Often offenders who have committed an offence and are released on bail are subject to conditions that can be challenging or impossible to comply with due to their life circumstances, for example, people who use public transit to get to work and due to the bus schedules would not make it home from work until after their curfew. Then, when these people breach their condition, they are recharged with a breach offence. This generates a cycle of breaching and charging which can result in an increased burden on systemic resources, without necessarily contributing to public safety, and capturing conduct that we do not want to penalize.
Bill C-75 would provide for a new judicial referral hearings process rather than the existing criminal justice process to deal with a charge for breach, to deal more effectively with certain minor administration of justice offences, for example, a breach of drinking alcohol contrary to the bail conditions. However, this could only occur if there were no harm to a victim, for example, physical, emotional, or financial, and it would also mean that rather than charging a person who breaches conditions or fails to appear in court, the police or prosecutor could refer the breach to a court that could in turn either dismiss the matter, vary the bail conditions, or revoke bail.
This new tool would also assist in reducing the overrepresentation of indigenous accused and marginalized groups by allowing for particular circumstances of those accused persons, for example, mental illness, addictions, and homelessness, to be considered in determining how best to address a breach. I submit to the House that those are precisely the types of policy prescriptions which will reduce overrepresentation of indigenous peoples in our jails right at the very outset of the criminal process system at bail.
I will now discuss how Bill C-75 is changing the way we approach preliminary inquiries.
Preliminary inquiries are optional hearings to determine whether there is sufficient evidence to commit an accused to trial. There is no constitutional right to a preliminary inquiry, as the Supreme Court of Canada has held in prior cases, and their uses vary across the country. In some instances, it is either complemented or even replaced by an out-of-court discovery process, pursuant to provincial rules of court or policy directives.
Bill C-75 would restrict the availability of preliminary inquiries to offences punishable by imprisonment for life. The bill would also allow the justice presiding at the preliminary inquiry to limit the scope of the inquiry to specific issues and to limit the witnesses to be heard on these issues.
Restricting preliminary inquiries in this manner will reduce demands on court resources, have more serious cases heard more expeditiously, and aim to reduce what is often called re-victimization, requiring victims or witnesses to testify more than once, both at the preliminary inquiry and then again, potentially, at a contested trial.
Again, consistent with other submissions I have made thus far, this is what we have heard from victims and communities across the country.

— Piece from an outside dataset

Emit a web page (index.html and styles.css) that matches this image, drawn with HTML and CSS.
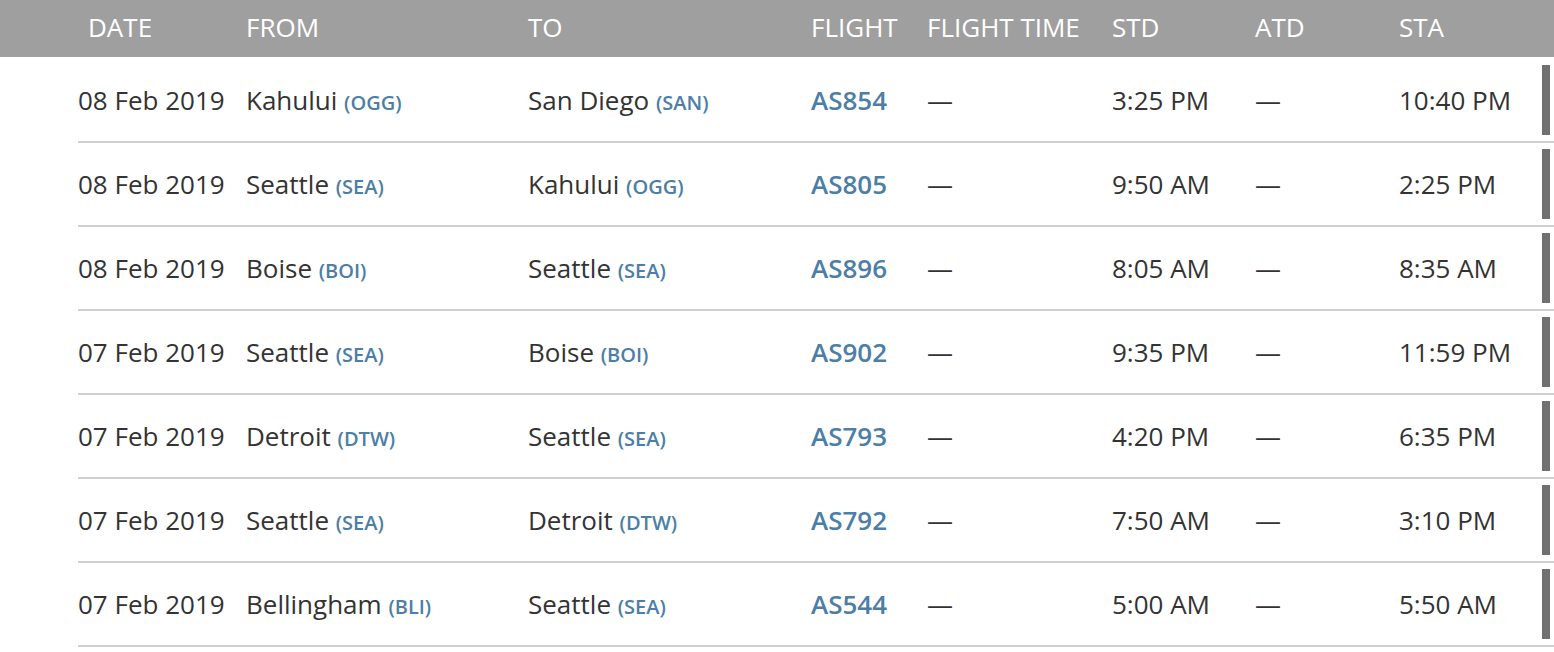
FILE: index.html
```html
<!DOCTYPE html>
<html lang="en">
<head>
<meta charset="utf-8">
<title>Flight history</title>
<link rel="stylesheet" href="styles.css">
</head>
<body>
<div class="flights">
  <div class="head">
    <div class="hcell hdate">DATE</div>
    <div class="hcell">FROM</div>
    <div class="hcell">TO</div>
    <div class="hcell hflight">FLIGHT</div>
    <div class="hcell">FLIGHT TIME</div>
    <div class="hcell">STD</div>
    <div class="hcell">ATD</div>
    <div class="hcell">STA</div>
  </div>
  <div class="rows">
    <div class="row">
      <div>08 Feb 2019</div>
      <div>Kahului <span class="code">(OGG)</span></div>
      <div>San Diego <span class="code">(SAN)</span></div>
      <div class="flight">AS854</div>
      <div>—</div>
      <div>3:25 PM</div>
      <div>—</div>
      <div>10:40 PM</div>
      <div class="bar"></div>
    </div>
    <div class="row">
      <div>08 Feb 2019</div>
      <div>Seattle <span class="code">(SEA)</span></div>
      <div>Kahului <span class="code">(OGG)</span></div>
      <div class="flight">AS805</div>
      <div>—</div>
      <div>9:50 AM</div>
      <div>—</div>
      <div>2:25 PM</div>
      <div class="bar"></div>
    </div>
    <div class="row">
      <div>08 Feb 2019</div>
      <div>Boise <span class="code">(BOI)</span></div>
      <div>Seattle <span class="code">(SEA)</span></div>
      <div class="flight">AS896</div>
      <div>—</div>
      <div>8:05 AM</div>
      <div>—</div>
      <div>8:35 AM</div>
      <div class="bar"></div>
    </div>
    <div class="row">
      <div>07 Feb 2019</div>
      <div>Seattle <span class="code">(SEA)</span></div>
      <div>Boise <span class="code">(BOI)</span></div>
      <div class="flight">AS902</div>
      <div>—</div>
      <div>9:35 PM</div>
      <div>—</div>
      <div>11:59 PM</div>
      <div class="bar"></div>
    </div>
    <div class="row">
      <div>07 Feb 2019</div>
      <div>Detroit <span class="code">(DTW)</span></div>
      <div>Seattle <span class="code">(SEA)</span></div>
      <div class="flight">AS793</div>
      <div>—</div>
      <div>4:20 PM</div>
      <div>—</div>
      <div>6:35 PM</div>
      <div class="bar"></div>
    </div>
    <div class="row">
      <div>07 Feb 2019</div>
      <div>Seattle <span class="code">(SEA)</span></div>
      <div>Detroit <span class="code">(DTW)</span></div>
      <div class="flight">AS792</div>
      <div>—</div>
      <div>7:50 AM</div>
      <div>—</div>
      <div>3:10 PM</div>
      <div class="bar"></div>
    </div>
    <div class="row">
      <div>07 Feb 2019</div>
      <div>Bellingham <span class="code">(BLI)</span></div>
      <div>Seattle <span class="code">(SEA)</span></div>
      <div class="flight">AS544</div>
      <div>—</div>
      <div>5:00 AM</div>
      <div>—</div>
      <div>5:50 AM</div>
      <div class="bar"></div>
    </div>
  </div>
</div>
</body>
</html>
```
FILE: styles.css
```css
html, body {
  margin: 0;
  padding: 0;
  background: #fff;
}
body {
  font-family: "Open Sans", "Liberation Sans", sans-serif;
  font-size: 26px;
  color: #333;
  overflow: hidden;
}
.flights {
  width: 1554px;
}
.head, .row {
  display: grid;
  grid-template-columns: 168px 282px 284px 115px 185px 143px 144px 1fr 8px;
  padding-left: 78px;
  padding-right: 4px;
  align-items: center;
}
.head {
  height: 53px;
  padding-bottom: 4px;
  background: #a09fa0;
  color: #fff;
  white-space: nowrap;
}
.hdate {
  padding-left: 10px;
}
.hflight {
  margin-left: -1px;
}
.rows {
  padding-top: 2px;
}
.row {
  height: 82px;
  background-image: linear-gradient(#d0d0d0, #d0d0d0);
  background-size: calc(100% - 78px) 2px;
  background-position: 78px 100%;
  background-repeat: no-repeat;
  padding-bottom: 2px;
  white-space: nowrap;
}
.flight {
  font-weight: 600;
  color: #4c7ea6;
  margin-left: -1px;
}
.code {
  font-size: 20px;
  font-weight: 600;
  color: #4c7ea6;
}
.bar {
  height: 70px;
  background: #707070;
}
```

Let me turn to streamlining the classification of offences. I know this is something on which my colleagues across the aisle have commented frequently.

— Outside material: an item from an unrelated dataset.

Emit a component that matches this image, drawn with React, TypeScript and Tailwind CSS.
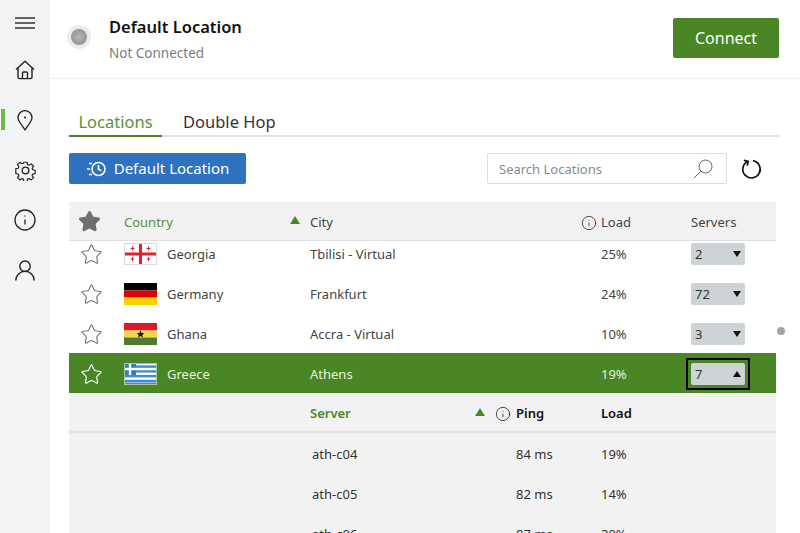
import { Info, Star } from "lucide-react"

const font = { fontFamily: "'Noto Sans', sans-serif" }

function MenuIcon() {
  return (
    <svg width="20" height="12" viewBox="0 0 20 12" stroke="#333" strokeWidth="1.300">
      <path d="M0 1h20M0 6h20M0 11h20" />
    </svg>
  )
}

function HomeIcon() {
  return (
    <svg width="20" height="20" viewBox="0 0 20 20" fill="none" stroke="#222" strokeWidth="1.400" strokeLinejoin="round">
      <path d="M1 9.500 10 1.200l9 8.300" />
      <path d="M3 8v9a1.600 1.600 0 0 0 1.600 1.600h10.800A1.600 1.600 0 0 0 17 17V8" />
      <path d="M7.500 18.500v-5.500a1 1 0 0 1 1-1h3a1 1 0 0 1 1 1v5.500" />
    </svg>
  )
}

function PinIcon() {
  return (
    <svg width="16" height="21" viewBox="0 0 16 21" fill="none" stroke="#222" strokeWidth="1.300">
      <path d="M8 20C5.500 15.500 1 11.500 1 7.700a7 7 0 0 1 14 0C15 11.500 10.500 15.500 8 20z" strokeLinejoin="round" />
      <circle cx="8" cy="7.500" r="1.100" fill="#222" stroke="none" />
    </svg>
  )
}

function GearIcon() {
  return (
    <svg width="21" height="21" viewBox="0 0 24 24" fill="none" stroke="#222" strokeWidth="1.500" strokeLinejoin="round">
      <path d="M9.900 1.500h4.200l.6 3.100 1.900.8 2.600-1.800 3 3-1.800 2.600.8 1.900 3.100.6v4.200l-3.100.6-.8 1.900 1.800 2.600-3 3-2.600-1.800-1.900.8-.6 3.100H9.900l-.6-3.100-1.900-.8-2.600 1.800-3-3 1.800-2.600-.8-1.900-3.100-.6V9.700l3.100-.6.8-1.900-1.800-2.600 3-3 2.600 1.800 1.900-.8z" transform="translate(1.200 1.200) scale(.9)" />
      <circle cx="12" cy="12" r="3.800" />
    </svg>
  )
}

function UserIcon() {
  return (
    <svg width="20" height="21" viewBox="0 0 20 21" fill="none" stroke="#222" strokeWidth="1.400">
      <circle cx="10" cy="6.200" r="5.200" />
      <path d="M.8 20.500a9.200 9.200 0 0 1 18.400 0" />
    </svg>
  )
}

function HistoryIcon() {
  return (
    <svg width="21" height="16" viewBox="0 0 21 16" fill="none" stroke="#fff" strokeWidth="1.600">
      <circle cx="12.500" cy="8" r="6.500" />
      <path d="M12.500 4v4.300l2.800 1.500" />
      <path d="M3 2.500h3M1 8h3M3 13.500h3" />
    </svg>
  )
}

function SearchIcon() {
  return (
    <svg width="20" height="20" viewBox="0 0 20 20" fill="none" stroke="#666" strokeWidth="1">
      <circle cx="12.500" cy="7.500" r="6.500" />
      <path d="M7.800 12.200 1 19" />
    </svg>
  )
}

function RefreshIcon() {
  return (
    <svg width="22" height="22" viewBox="0 0 22 22" fill="none" stroke="#111" strokeWidth="1.700">
      <path d="M7 3.300a8.700 8.700 0 1 0 5-.6" />
      <path d="M2.900 2.400 7.200 3.300 6.200 7.600" />
    </svg>
  )
}

function SortUp({ className }: { className: string }) {
  return <span className={`inline-block w-0 h-0 border-l-[5px] border-r-[5px] border-b-[8px] border-l-transparent border-r-transparent ${className}`} />
}

function GeorgiaFlag() {
  return (
    <svg width="33" height="22" viewBox="0 0 33 22">
      <rect x=".5" y=".5" width="32" height="21" fill="#fff" stroke="#dcdcdc" />
      <rect x="15" y="1" width="3" height="20" fill="#e0202c" />
      <rect x="1" y="9.500" width="31" height="3" fill="#e0202c" />
      <path d="M8 3.500h1v1.500h1.500v1H9v1.500H8V6H6.500V5H8zM24 3.500h1v1.500h1.500v1H25v1.500h-1V6h-1.500V5H24zM8 14h1v1.500h1.500v1H9V18H8v-1.500H6.500v-1H8zM24 14h1v1.500h1.500v1H25V18h-1v-1.500h-1.500v-1H24z" fill="#e0202c" />
    </svg>
  )
}

function GermanyFlag() {
  return (
    <svg width="33" height="22" viewBox="0 0 33 22">
      <rect width="33" height="7.500" fill="#000" />
      <rect y="7.500" width="33" height="7" fill="#dd0000" />
      <rect y="14.500" width="33" height="7.500" fill="#ffce00" />
    </svg>
  )
}

function GhanaFlag() {
  return (
    <svg width="33" height="22" viewBox="0 0 33 22">
      <rect width="33" height="7.500" fill="#e0162b" />
      <rect y="7.500" width="33" height="7" fill="#f5d547" />
      <rect y="14.500" width="33" height="7.500" fill="#4f7a35" />
      <path d="M16.500 7.500l1.100 2.500 2.700.2-2.100 1.700.7 2.600-2.400-1.400-2.400 1.400.7-2.600-2.100-1.700 2.700-.2z" fill="#111" />
    </svg>
  )
}

function GreeceFlag() {
  const stripes = [2.400, 7.200, 12, 16.800]
  return (
    <svg width="33" height="22" viewBox="0 0 33 22">
      <rect width="33" height="22" fill="#fff" />
      {stripes.map((y) => (
        <rect key={y} y={y} width="33" height="2.400" fill="#3d8bd8" />
      ))}
      <rect y="19.600" width="33" height="2.400" fill="#3d8bd8" />
      <rect width="12" height="12" fill="#2f7fd0" />
      <rect x="4.800" width="2.400" height="12" fill="#fff" />
      <rect y="4.800" width="12" height="2.400" fill="#fff" />
      <rect x=".5" y=".5" width="32" height="21" fill="none" stroke="#a9c79a" />
    </svg>
  )
}

const countries = [
  { name: "Georgia", city: "Tbilisi - Virtual", load: "25%", servers: "2", flag: <GeorgiaFlag /> },
  { name: "Germany", city: "Frankfurt", load: "24%", servers: "72", flag: <GermanyFlag /> },
  { name: "Ghana", city: "Accra - Virtual", load: "10%", servers: "3", flag: <GhanaFlag /> },
]

const servers = [
  { name: "ath-c04", ping: "84 ms", load: "19%" },
  { name: "ath-c05", ping: "82 ms", load: "14%" },
  { name: "ath-c06", ping: "87 ms", load: "20%" },
]

const gridCols = "grid grid-cols-[55px_43px_143px_291px_90px_85px] items-center"
const serverCols = "grid grid-cols-[241px_206px_85px_175px] items-center h-[40px] pt-[4px]"

export default function App() {
  return (
    <div className="relative flex w-[800px] h-[533px] overflow-hidden bg-white" style={font}>
      {/* Sidebar */}
      <aside className="relative w-[50px] shrink-0 bg-[#f3f4f6] flex flex-col items-center pt-[17px]">
        <MenuIcon />
        <div className="mt-[16px] h-[50px] flex items-center justify-center"><HomeIcon /></div>
        <div className="h-[50px] flex items-center justify-center"><PinIcon /></div>
        <div className="h-[50px] flex items-center justify-center"><GearIcon /></div>
        <div className="h-[50px] flex items-center justify-center"><Info size={24} strokeWidth={1.300} className="text-[#222]" /></div>
        <div className="h-[50px] flex items-center justify-center"><UserIcon /></div>
        <span className="absolute left-[1px] top-[109px] w-[4px] h-[21px] bg-[#6cbb45]" />
      </aside>

      <div className="flex-1 min-w-0 flex flex-col">
        {/* Header */}
        <header className="h-[79px] shrink-0 border-b border-[#eeeeee] flex items-center pl-[17px] pr-[21px]">
          <div className="w-[24px] h-[24px] rounded-full bg-[#ececec] flex items-center justify-center mt-[-4px]">
            <div className="w-[16px] h-[16px] rounded-full bg-[radial-gradient(circle,#b5b5b5,#888888)]" />
          </div>
          <div className="ml-[18px] flex-1">
            <div className="text-[16.500px] leading-[24px] font-semibold text-[#111]">Default Location</div>
            <div className="text-[13.500px] leading-[20px] mt-[4px] text-[#7c7c7c]">Not Connected</div>
          </div>
          <button className="w-[106px] h-[40px] rounded-[2px] bg-[#4a8626] text-white text-[16px] mt-[-3px]">Connect</button>
        </header>

        <main className="flex-1 min-h-0 pl-[19px] pr-[20px] flex flex-col">
          {/* Tabs */}
          <div className="mt-[28px] flex items-end h-[30px] border-b-2 border-[#e2e2e2] text-[16.500px] leading-[28px]">
            <div className="w-[93px] h-[30px] -mb-[2px] pt-[1px] border-b-2 border-[#4a8626] text-center text-[#5a9236]">Locations</div>
            <div className="ml-[21px] h-[30px] pt-[3px] text-[#333]">Double Hop</div>
          </div>

          {/* Toolbar */}
          <div className="mt-[16px] flex items-center h-[31px]">
            <button className="w-[177px] h-[31px] rounded-[2px] bg-[#2e72c0] text-white text-[15px] flex items-center justify-center gap-[7px]">
              <HistoryIcon />
              Default Location
            </button>
            <div className="ml-auto w-[240px] h-[31px] border border-[#dddddd] rounded-[2px] flex items-center pl-[11px] pr-[13px] text-[13px] text-[#8a8a8a]">
              <span className="flex-1 pt-[2px]">Search Locations</span>
              <SearchIcon />
            </div>
            <div className="w-[53px] flex justify-center pr-[3px]"><RefreshIcon /></div>
          </div>

          {/* Table header */}
          <div className={`${gridCols} w-[707px] mt-[18px] h-[39px] shrink-0 pt-[3px] bg-[#f1f1f1] border-b border-[#dfdfdf] text-[13px]`}>
            <div className="pl-[9px] -mt-[3px]"><Star size={23} fill="#6f6f6f" stroke="#6f6f6f" /></div>
            <div className="col-span-2 flex items-center pr-[10px] text-[#5a9236]">
              <span className="flex-1">Country</span>
              <SortUp className="border-b-[#4a8626] mb-[6px]" />
            </div>
            <div className="flex items-center text-[#444]">
              <span className="flex-1">City</span>
              <Info size={16} strokeWidth={1.200} className="text-[#222] mr-[4px]" />
            </div>
            <div className="text-[#444]">Load</div>
            <div className="text-[#444]">Servers</div>
          </div>

          {/* Country list */}
          <div className="flex-1 min-h-0 overflow-hidden w-[707px]">
            <div className="-mt-[8px]">
              {countries.map((c) => (
                <div key={c.name} className={`${gridCols} h-[40px] pt-[2px] text-[13px] text-[#444]`}>
                  <div className="pl-[11px]"><Star size={23} strokeWidth={1.200} className="text-[#777]" /></div>
                  <div className="h-[22px]">{c.flag}</div>
                  <div className="pt-[2px]">{c.name}</div>
                  <div className="pt-[2px]">{c.city}</div>
                  <div className="pt-[2px]">{c.load}</div>
                  <div className="w-[54px] h-[22px] rounded-[2px] bg-[#ced3d6] flex items-center justify-between pl-[4px] pr-[4px] text-[#333]">
                    <span className="pt-[2px]">{c.servers}</span>
                    <span className="w-0 h-0 border-l-[4.500px] border-r-[4.500px] border-t-[6px] border-l-transparent border-r-transparent border-t-[#111]" />
                  </div>
                </div>
              ))}

              {/* Selected country */}
              <div className={`${gridCols} h-[40px] pt-[2px] bg-[#4a8626] text-[13px] text-[#e6f5d8]`}>
                <div className="pl-[11px]"><Star size={23} strokeWidth={1.200} className="text-white" /></div>
                <div className="h-[22px]"><GreeceFlag /></div>
                <div className="pt-[2px]">Greece</div>
                <div className="pt-[2px]">Athens</div>
                <div className="pt-[2px]">19%</div>
                <div className="relative w-[54px] h-[22px] rounded-[2px] bg-[#ced3d6] flex items-center justify-between pl-[4px] pr-[4px] text-[#333]">
                  <span className="pt-[2px]">7</span>
                  <span className="w-0 h-0 border-l-[4.500px] border-r-[4.500px] border-b-[6px] border-l-transparent border-r-transparent border-b-[#111]" />
                  <span className="absolute -inset-[5px] border-2 border-black" />
                </div>
              </div>

              {/* Server list */}
              <div className="bg-[#f2f2f2]">
                <div className={`${serverCols} border-b-2 border-[#e3e3e3] text-[13px] font-semibold text-[#111]`}>
                  <div />
                  <div className="flex items-center pr-[5px] text-[#4a8626]">
                    <span className="flex-1">Server</span>
                    <SortUp className="border-b-[#4a8626] mb-[4px] mr-[10px]" />
                    <Info size={16} strokeWidth={1.200} className="text-[#222]" />
                  </div>
                  <div>Ping</div>
                  <div>Load</div>
                </div>
                {servers.map((s) => (
                  <div key={s.name} className={`${serverCols} text-[13px] text-[#333]`}>
                    <div />
                    <div className="pl-[2px]">{s.name}</div>
                    <div>{s.ping}</div>
                    <div>{s.load}</div>
                  </div>
                ))}
              </div>
            </div>
          </div>
        </main>
      </div>

      {/* Scroll handle */}
      <span className="absolute left-[777px] top-[327px] w-[8px] h-[8px] rounded-full bg-[#a5a5a5]" />
    </div>
  )
}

The Criminal Code categorizes offences as summary conviction, indictable or hybrid. Those are three general categories under which one offence will fall. This classification tends to indicate the degree of seriousness of the conduct covered by an offence, the available sentence range, and determines the mode of trial, for example, the level of court and whether a preliminary inquiry and/or a jury trial are available. However, some of these classifications are outdated and not always reflective of our societal values.
For example, only in exceptionally rare circumstances will the offence of damaging documents warrant a prison sentence greater than two years. Therefore, it makes sense for the prosecutor to be able to choose a more efficient procedure if the facts do not warrant a longer-term sentence. In other words, it will make sense to trust the independence of the crown to exercise its judgment in the best tradition of the crown so we save our scarce judicial resources and can get to the more serious trials, like murder and those tragic cases we hear about so often in the chamber. I urge my Conservative colleagues in particular to give reflection to this measure, which will indeed help access to justice.
Bill C-75 proposes to hybridize indictable offences punishable by a maximum penalty of 10 years or less. It would increase the default maximum penalty for summary conviction offences to two years less a day. It would also extend the limitation period for summary conviction offences to 12 months from the current 6 months.
These reforms provide increased flexibility to the crown to select the most appropriate procedural route in light of all of the circumstances of the case and are expected to result in cases being heard more quickly, thereby reducing delays.
I will now speak to how our government is improving the jury process.
Under section 11 of the Canadian Charter of Rights and Freedoms, accused persons charged with an indictable offence carrying a maximum penalty of five years or more are guaranteed a right to a trial before an impartial jury of their peers. This does not extend to a jury of a particular composition nor to one that proportionately represents all the diverse groups in Canadian society, as the Supreme Court of Canada found in the R. v. Kokopenace case.
To improve the efficiency of the jury selection process and enhance public confidence in the process by promoting the empanelling of more impartial, more representative juries, Bill C-75 would be achieving several aims. First, it would abolish peremptory challenges of jurors by the crown and the defence. Second, it would allow the judge to direct that a juror stand by for reasons of maintaining public confidence in the administration of justice. Third, it would update the grounds for challenging a juror for cause. Lastly, it would allow the judge to determine whether a ground of challenge is true.
Bill C-75 seeks to ensure that our criminal justice system is more efficient, more effective, more fair, and more accessible. The bill demonstrates that our government is following through with platform commitments and it is following through on those platform commitments on the basis of a bedrock of consultation that has been exercised across the continuum. We have listened to victims. We have listened to stakeholders. We have listened to those individuals on the judiciary with whom we work very closely. This has contributed to a very constructive dialogue. More important, for the benefit of all Canadians, it is legislation that is principled, that is based in evidence, and that will improve the quality of the criminal justice system for all Canadians.